» **INFORMATION SUPPLIED**
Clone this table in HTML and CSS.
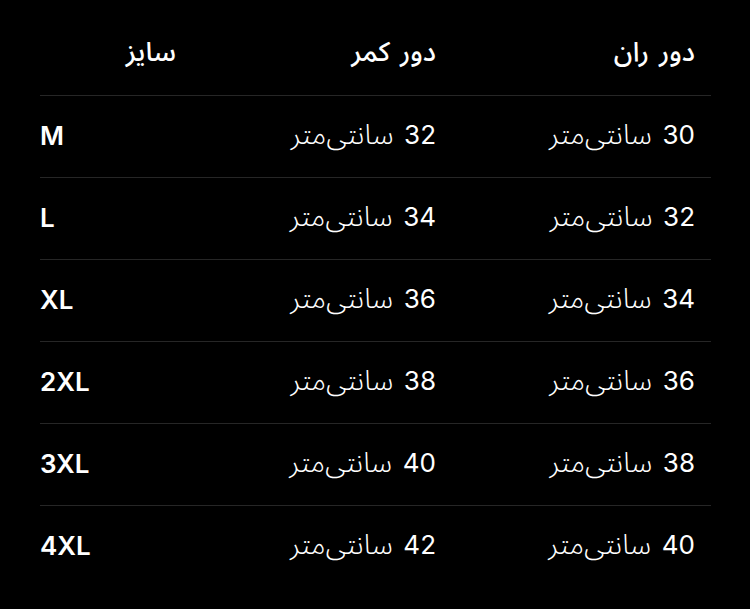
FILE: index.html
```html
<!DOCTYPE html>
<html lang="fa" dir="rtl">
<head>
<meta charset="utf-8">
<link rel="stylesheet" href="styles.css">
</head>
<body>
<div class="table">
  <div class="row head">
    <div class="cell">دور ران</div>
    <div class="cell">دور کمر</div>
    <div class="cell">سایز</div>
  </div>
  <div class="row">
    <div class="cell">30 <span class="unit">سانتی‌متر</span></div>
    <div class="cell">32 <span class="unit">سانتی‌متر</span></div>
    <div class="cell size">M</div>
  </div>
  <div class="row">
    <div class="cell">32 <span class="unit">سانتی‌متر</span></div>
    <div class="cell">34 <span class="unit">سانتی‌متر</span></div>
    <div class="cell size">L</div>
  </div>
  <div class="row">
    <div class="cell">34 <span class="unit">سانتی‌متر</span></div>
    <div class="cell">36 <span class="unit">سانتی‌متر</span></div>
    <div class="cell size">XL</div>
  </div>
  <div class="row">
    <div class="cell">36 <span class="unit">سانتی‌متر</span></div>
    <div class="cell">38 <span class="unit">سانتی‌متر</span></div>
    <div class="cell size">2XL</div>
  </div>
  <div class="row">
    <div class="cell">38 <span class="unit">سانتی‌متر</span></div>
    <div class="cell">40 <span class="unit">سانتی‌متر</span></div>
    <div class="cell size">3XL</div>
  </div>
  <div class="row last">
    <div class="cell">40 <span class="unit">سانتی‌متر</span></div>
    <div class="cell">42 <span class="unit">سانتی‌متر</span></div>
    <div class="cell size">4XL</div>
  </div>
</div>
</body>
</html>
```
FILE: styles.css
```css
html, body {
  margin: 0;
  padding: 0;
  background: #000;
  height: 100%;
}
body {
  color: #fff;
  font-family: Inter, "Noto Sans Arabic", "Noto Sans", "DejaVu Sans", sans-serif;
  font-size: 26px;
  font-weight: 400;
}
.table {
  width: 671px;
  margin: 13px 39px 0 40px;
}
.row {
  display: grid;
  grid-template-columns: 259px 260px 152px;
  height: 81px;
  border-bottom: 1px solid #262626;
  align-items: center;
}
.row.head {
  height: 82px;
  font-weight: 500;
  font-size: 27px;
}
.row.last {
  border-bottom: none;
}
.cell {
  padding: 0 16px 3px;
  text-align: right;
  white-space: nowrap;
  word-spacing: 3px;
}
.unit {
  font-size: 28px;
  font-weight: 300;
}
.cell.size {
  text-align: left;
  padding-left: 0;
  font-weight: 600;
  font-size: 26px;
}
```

» **DO THIS**
Go through the data above and transcribe it in full, omitting any image.

» **TASK SOLUTION**
Clone this table in HTML and CSS.
FILE: index.html
```html
<!DOCTYPE html>
<html lang="fa" dir="rtl">
<head>
<meta charset="utf-8">
<link rel="stylesheet" href="styles.css">
</head>
<body>
<div class="table">
  <div class="row head">
    <div class="cell">دور ران</div>
    <div class="cell">دور کمر</div>
    <div class="cell">سایز</div>
  </div>
  <div class="row">
    <div class="cell">30 <span class="unit">سانتی‌متر</span></div>
    <div class="cell">32 <span class="unit">سانتی‌متر</span></div>
    <div class="cell size">M</div>
  </div>
  <div class="row">
    <div class="cell">32 <span class="unit">سانتی‌متر</span></div>
    <div class="cell">34 <span class="unit">سانتی‌متر</span></div>
    <div class="cell size">L</div>
  </div>
  <div class="row">
    <div class="cell">34 <span class="unit">سانتی‌متر</span></div>
    <div class="cell">36 <span class="unit">سانتی‌متر</span></div>
    <div class="cell size">XL</div>
  </div>
  <div class="row">
    <div class="cell">36 <span class="unit">سانتی‌متر</span></div>
    <div class="cell">38 <span class="unit">سانتی‌متر</span></div>
    <div class="cell size">2XL</div>
  </div>
  <div class="row">
    <div class="cell">38 <span class="unit">سانتی‌متر</span></div>
    <div class="cell">40 <span class="unit">سانتی‌متر</span></div>
    <div class="cell size">3XL</div>
  </div>
  <div class="row last">
    <div class="cell">40 <span class="unit">سانتی‌متر</span></div>
    <div class="cell">42 <span class="unit">سانتی‌متر</span></div>
    <div class="cell size">4XL</div>
  </div>
</div>
</body>
</html>
```
FILE: styles.css
```css
html, body {
  margin: 0;
  padding: 0;
  background: #000;
  height: 100%;
}
body {
  color: #fff;
  font-family: Inter, "Noto Sans Arabic", "Noto Sans", "DejaVu Sans", sans-serif;
  font-size: 26px;
  font-weight: 400;
}
.table {
  width: 671px;
  margin: 13px 39px 0 40px;
}
.row {
  display: grid;
  grid-template-columns: 259px 260px 152px;
  height: 81px;
  border-bottom: 1px solid #262626;
  align-items: center;
}
.row.head {
  height: 82px;
  font-weight: 500;
  font-size: 27px;
}
.row.last {
  border-bottom: none;
}
.cell {
  padding: 0 16px 3px;
  text-align: right;
  white-space: nowrap;
  word-spacing: 3px;
}
.unit {
  font-size: 28px;
  font-weight: 300;
}
.cell.size {
  text-align: left;
  padding-left: 0;
  font-weight: 600;
  font-size: 26px;
}
```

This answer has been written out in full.